*Dataset entries*:
[BEGIN]

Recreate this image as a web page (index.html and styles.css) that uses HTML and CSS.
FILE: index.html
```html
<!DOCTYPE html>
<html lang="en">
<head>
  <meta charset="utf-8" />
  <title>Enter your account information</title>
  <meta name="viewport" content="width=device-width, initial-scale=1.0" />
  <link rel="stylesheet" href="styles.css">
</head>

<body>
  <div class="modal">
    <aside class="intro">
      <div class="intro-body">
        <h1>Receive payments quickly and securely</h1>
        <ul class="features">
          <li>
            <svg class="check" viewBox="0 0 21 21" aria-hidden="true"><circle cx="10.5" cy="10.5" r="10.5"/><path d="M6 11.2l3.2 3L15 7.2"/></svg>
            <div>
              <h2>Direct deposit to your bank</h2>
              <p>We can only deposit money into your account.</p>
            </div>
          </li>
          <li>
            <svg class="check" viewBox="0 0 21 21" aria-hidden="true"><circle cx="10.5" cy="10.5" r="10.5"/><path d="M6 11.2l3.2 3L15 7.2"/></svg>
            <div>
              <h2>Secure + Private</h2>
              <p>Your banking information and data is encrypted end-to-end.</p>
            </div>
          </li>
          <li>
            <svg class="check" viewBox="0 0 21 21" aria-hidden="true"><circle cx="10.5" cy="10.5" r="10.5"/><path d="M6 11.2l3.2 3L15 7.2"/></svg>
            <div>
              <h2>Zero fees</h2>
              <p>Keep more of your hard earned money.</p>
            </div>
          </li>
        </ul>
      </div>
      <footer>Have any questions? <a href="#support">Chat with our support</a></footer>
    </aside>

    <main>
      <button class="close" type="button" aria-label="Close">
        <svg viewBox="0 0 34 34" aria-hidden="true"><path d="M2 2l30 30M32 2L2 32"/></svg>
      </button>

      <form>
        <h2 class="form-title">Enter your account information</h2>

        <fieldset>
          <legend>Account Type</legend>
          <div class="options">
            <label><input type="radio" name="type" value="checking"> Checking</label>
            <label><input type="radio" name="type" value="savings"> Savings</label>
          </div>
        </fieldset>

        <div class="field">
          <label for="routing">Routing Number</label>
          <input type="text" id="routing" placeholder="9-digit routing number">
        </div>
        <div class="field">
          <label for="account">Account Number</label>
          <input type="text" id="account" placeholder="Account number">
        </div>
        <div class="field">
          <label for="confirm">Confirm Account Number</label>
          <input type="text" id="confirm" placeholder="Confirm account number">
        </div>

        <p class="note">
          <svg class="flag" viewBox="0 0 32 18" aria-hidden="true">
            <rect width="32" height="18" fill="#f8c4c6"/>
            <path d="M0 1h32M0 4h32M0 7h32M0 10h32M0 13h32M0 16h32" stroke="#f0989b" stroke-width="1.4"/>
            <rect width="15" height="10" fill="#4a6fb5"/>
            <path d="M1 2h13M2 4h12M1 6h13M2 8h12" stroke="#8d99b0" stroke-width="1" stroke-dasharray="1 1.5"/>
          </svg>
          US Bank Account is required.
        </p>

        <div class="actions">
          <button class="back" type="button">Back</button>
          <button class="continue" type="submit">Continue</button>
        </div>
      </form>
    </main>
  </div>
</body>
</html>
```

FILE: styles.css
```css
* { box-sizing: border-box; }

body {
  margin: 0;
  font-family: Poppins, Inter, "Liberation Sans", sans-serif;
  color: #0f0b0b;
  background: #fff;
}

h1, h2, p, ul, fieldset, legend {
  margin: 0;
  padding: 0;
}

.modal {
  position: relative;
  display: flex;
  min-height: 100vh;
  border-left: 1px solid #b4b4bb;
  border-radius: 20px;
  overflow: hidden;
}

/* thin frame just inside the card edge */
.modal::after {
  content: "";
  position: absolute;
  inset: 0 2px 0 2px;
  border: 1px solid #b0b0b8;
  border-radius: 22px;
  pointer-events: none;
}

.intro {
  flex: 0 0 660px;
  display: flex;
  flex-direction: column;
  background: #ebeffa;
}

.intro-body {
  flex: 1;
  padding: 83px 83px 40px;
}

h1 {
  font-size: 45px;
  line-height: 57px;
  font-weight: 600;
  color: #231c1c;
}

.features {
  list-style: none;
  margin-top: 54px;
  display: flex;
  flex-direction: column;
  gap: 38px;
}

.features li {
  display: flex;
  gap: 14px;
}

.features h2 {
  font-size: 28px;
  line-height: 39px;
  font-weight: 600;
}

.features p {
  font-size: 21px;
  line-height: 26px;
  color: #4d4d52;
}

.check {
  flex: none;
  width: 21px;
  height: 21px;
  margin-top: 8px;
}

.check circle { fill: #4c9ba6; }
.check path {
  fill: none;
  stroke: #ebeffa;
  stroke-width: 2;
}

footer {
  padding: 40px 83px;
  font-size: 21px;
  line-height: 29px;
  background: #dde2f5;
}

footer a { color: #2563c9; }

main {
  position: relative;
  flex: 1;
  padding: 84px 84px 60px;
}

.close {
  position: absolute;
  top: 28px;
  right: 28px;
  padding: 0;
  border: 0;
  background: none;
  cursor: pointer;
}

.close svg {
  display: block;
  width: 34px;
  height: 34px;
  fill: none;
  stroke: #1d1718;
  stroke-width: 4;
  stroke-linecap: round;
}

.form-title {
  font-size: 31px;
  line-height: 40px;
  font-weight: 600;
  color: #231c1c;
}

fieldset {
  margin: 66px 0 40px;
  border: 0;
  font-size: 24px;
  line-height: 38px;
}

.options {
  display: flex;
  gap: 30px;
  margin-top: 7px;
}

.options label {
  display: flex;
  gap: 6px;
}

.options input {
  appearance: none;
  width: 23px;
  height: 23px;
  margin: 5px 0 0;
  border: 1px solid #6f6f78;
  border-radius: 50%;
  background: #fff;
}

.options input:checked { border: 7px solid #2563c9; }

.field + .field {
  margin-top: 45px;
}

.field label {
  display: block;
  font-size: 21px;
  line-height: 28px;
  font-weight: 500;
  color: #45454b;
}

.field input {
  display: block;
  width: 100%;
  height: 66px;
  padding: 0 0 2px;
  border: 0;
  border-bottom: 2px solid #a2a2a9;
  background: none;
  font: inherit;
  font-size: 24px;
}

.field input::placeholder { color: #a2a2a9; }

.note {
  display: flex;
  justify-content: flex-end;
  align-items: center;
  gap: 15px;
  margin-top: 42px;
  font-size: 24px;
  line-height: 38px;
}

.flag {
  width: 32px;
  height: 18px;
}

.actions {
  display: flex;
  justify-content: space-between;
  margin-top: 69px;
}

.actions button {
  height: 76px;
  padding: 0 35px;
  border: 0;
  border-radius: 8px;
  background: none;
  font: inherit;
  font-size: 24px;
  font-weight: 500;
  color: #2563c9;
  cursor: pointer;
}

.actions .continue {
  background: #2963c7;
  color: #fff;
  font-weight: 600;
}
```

[END]
[BEGIN]

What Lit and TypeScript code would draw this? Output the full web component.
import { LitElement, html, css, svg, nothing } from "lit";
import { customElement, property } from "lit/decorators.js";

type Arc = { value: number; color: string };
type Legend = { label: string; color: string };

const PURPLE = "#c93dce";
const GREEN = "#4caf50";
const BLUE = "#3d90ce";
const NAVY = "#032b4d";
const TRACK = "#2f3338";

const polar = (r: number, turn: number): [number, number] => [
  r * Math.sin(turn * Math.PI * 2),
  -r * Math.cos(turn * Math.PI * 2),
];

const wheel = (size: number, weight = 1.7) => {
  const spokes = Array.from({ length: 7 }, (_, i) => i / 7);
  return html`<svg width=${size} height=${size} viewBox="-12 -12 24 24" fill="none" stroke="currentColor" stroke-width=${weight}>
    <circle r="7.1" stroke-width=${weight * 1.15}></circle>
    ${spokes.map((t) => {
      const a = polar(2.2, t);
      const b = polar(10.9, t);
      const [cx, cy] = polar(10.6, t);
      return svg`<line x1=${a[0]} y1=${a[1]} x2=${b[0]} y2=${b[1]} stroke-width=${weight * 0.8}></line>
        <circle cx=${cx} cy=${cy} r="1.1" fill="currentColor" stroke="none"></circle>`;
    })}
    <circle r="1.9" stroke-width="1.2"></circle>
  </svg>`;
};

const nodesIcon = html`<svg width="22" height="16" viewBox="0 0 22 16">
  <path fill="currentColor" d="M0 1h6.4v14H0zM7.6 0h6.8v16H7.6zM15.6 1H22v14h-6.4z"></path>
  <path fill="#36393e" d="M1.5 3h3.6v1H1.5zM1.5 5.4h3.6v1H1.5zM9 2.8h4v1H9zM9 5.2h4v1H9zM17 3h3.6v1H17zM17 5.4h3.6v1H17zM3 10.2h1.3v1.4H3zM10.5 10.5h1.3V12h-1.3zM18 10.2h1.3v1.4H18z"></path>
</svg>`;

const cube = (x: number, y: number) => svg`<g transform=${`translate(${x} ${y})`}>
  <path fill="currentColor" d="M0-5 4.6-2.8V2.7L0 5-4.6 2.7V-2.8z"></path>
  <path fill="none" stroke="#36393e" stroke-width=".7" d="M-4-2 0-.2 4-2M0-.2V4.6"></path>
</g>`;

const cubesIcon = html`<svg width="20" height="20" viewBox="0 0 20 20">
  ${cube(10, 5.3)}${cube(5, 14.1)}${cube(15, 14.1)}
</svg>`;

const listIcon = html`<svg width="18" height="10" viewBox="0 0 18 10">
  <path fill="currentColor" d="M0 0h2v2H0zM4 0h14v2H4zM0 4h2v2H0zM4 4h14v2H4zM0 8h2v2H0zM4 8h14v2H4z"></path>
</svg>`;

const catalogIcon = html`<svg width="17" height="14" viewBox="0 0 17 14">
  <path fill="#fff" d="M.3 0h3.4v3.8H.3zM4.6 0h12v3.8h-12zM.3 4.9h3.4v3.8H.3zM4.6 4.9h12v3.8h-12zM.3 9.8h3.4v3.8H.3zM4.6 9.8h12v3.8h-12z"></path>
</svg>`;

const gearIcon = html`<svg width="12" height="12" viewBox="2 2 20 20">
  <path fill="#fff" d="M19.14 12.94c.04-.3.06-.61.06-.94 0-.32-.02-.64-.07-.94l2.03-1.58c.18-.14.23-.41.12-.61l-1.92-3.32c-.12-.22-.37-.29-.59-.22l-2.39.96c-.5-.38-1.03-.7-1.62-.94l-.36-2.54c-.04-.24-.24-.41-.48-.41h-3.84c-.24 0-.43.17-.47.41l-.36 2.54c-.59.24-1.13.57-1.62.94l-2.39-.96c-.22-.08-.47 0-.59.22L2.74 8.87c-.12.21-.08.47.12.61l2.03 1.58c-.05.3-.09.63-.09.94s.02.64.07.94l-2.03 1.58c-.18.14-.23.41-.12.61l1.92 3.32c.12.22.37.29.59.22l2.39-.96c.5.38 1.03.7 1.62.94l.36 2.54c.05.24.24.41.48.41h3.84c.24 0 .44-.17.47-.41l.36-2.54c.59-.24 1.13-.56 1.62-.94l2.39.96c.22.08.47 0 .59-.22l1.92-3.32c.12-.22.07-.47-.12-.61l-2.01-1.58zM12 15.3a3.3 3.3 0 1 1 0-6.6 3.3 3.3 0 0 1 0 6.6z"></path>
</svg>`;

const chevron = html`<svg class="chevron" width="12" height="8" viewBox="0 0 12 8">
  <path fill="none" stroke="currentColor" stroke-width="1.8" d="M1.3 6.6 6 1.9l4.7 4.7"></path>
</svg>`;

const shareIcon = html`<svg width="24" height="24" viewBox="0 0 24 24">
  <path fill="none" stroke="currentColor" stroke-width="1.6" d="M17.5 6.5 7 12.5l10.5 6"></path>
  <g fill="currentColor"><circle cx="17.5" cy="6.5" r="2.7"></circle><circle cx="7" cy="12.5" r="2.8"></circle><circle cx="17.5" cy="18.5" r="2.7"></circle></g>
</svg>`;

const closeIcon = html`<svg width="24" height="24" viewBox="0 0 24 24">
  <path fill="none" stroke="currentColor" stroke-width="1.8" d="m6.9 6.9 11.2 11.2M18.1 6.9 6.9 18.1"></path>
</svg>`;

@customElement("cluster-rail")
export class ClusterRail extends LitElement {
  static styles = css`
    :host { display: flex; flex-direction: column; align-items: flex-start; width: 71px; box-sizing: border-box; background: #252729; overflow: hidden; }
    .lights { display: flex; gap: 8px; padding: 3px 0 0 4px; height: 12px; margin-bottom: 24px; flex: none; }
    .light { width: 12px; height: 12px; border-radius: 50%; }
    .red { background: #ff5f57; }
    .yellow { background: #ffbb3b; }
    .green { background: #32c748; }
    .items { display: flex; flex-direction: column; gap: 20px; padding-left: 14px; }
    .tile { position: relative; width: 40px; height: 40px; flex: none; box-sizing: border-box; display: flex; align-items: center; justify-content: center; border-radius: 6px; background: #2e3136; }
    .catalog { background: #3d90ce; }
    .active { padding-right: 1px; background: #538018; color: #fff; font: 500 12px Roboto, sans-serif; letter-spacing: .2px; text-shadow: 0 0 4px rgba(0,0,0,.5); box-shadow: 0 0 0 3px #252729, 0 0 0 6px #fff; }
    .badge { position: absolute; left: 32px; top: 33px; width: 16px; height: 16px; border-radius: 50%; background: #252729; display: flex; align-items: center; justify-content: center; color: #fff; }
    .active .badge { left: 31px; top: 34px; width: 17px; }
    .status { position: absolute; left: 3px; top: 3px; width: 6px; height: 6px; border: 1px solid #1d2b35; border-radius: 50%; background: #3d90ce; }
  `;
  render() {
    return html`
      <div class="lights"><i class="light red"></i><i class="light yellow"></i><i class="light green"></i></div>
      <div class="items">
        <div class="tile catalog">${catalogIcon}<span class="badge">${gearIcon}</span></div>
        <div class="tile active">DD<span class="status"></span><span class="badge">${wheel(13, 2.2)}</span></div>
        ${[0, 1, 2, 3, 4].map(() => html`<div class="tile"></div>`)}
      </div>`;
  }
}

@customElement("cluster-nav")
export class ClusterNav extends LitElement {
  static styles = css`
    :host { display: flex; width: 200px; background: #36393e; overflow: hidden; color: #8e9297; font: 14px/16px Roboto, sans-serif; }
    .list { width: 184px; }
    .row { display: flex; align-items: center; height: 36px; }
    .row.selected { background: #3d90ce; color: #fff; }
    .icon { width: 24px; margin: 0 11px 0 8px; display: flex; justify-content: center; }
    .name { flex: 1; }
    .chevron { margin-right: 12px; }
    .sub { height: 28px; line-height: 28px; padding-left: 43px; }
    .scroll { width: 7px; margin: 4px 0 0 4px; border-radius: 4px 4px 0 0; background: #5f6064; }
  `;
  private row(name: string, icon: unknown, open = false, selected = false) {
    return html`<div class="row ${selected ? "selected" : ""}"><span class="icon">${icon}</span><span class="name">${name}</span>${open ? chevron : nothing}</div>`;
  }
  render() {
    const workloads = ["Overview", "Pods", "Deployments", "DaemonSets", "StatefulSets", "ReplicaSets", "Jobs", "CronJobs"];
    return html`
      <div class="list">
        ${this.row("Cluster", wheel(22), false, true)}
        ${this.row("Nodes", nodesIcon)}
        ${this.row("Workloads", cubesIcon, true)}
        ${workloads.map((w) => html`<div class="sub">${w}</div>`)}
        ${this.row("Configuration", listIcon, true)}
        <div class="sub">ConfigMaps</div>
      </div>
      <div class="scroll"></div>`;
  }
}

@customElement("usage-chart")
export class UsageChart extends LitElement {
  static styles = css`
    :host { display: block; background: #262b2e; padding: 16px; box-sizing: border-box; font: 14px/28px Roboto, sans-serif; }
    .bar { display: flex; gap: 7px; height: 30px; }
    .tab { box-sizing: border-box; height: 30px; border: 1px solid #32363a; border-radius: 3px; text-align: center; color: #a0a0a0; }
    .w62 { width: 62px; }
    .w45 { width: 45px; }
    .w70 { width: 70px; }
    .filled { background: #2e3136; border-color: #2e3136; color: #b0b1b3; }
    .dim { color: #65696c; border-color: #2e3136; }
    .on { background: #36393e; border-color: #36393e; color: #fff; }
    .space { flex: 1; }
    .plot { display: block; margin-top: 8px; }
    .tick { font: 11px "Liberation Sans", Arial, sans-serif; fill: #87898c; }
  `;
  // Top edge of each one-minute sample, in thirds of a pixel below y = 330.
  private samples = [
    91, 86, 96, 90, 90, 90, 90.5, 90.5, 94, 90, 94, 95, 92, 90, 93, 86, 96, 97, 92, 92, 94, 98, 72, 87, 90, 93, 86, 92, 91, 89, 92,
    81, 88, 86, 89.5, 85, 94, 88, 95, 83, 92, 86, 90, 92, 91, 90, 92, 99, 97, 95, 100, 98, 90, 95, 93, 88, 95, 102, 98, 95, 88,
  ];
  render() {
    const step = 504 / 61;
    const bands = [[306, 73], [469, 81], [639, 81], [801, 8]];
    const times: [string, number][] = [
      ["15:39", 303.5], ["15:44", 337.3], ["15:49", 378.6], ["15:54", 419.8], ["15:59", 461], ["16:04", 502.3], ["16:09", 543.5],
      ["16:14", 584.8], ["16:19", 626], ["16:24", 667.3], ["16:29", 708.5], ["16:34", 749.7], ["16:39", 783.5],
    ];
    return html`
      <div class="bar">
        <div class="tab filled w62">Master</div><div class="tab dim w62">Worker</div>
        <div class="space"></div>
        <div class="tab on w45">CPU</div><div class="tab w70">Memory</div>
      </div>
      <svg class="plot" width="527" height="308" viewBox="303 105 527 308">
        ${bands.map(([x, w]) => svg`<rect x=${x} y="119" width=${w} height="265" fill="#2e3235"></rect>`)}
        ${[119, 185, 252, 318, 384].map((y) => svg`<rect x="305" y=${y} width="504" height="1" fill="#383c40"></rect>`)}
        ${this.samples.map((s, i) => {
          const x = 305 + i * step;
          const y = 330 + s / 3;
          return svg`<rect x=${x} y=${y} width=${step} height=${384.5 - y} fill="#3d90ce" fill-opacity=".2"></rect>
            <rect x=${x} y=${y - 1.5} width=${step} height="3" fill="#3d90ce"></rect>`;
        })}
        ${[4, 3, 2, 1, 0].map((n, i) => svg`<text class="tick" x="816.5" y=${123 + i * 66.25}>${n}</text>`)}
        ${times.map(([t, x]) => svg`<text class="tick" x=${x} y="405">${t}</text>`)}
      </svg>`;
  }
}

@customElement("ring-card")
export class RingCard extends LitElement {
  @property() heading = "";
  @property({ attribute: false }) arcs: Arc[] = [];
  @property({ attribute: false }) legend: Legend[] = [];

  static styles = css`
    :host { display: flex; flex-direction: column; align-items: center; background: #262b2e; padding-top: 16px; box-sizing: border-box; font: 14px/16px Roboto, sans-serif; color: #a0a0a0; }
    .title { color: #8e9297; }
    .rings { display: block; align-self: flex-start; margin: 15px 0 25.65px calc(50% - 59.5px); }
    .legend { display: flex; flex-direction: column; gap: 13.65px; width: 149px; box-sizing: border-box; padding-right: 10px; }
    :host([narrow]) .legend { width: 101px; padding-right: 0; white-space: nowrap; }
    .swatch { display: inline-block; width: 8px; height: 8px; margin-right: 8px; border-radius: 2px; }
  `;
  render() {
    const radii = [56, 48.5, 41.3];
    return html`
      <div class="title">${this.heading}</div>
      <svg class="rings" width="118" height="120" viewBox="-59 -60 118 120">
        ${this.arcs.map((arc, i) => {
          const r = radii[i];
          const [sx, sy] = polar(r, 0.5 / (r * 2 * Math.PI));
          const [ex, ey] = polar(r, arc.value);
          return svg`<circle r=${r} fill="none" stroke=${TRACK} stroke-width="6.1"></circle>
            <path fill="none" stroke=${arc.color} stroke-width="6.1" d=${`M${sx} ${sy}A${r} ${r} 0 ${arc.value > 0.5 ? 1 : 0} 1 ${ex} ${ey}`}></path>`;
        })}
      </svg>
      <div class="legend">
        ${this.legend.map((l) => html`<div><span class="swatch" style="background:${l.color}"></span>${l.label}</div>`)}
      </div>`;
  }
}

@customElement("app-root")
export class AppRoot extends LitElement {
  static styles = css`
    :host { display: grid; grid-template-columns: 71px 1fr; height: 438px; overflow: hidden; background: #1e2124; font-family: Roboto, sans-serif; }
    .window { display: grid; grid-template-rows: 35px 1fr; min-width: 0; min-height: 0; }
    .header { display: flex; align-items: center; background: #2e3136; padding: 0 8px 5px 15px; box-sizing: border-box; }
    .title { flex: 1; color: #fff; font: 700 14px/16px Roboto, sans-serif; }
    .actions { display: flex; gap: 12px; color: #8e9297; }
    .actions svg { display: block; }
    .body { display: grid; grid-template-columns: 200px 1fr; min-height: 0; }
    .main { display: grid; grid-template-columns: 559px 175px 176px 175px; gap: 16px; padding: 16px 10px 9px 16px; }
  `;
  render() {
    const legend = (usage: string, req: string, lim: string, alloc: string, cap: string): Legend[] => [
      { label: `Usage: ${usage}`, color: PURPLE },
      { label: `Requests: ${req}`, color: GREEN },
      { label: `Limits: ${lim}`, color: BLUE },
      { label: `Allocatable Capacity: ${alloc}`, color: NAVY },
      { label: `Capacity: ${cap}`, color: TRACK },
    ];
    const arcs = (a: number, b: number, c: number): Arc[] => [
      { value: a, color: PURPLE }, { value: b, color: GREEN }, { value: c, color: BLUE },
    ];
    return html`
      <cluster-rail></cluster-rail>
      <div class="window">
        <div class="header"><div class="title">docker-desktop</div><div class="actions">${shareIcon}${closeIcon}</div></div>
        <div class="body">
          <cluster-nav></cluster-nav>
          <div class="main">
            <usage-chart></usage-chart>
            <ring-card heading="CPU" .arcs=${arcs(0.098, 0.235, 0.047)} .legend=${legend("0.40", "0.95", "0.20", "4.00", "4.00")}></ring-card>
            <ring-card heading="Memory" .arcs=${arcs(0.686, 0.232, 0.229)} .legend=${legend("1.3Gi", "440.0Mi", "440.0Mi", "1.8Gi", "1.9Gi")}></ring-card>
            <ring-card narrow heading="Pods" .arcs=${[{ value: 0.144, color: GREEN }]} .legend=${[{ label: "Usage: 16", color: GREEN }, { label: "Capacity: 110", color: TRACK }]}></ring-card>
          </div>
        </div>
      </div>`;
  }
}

[END]

*Prompt*:
Make an exact transcription of the lines from the line with "What Lit and" through the line with "string; color: string", inclusive, omitting all others.

*Correct result*:
What Lit and TypeScript code would draw this? Output the full web component.
import { LitElement, html, css, svg, nothing } from "lit";
import { customElement, property } from "lit/decorators.js";

type Arc = { value: number; color: string };
type Legend = { label: string; color: string };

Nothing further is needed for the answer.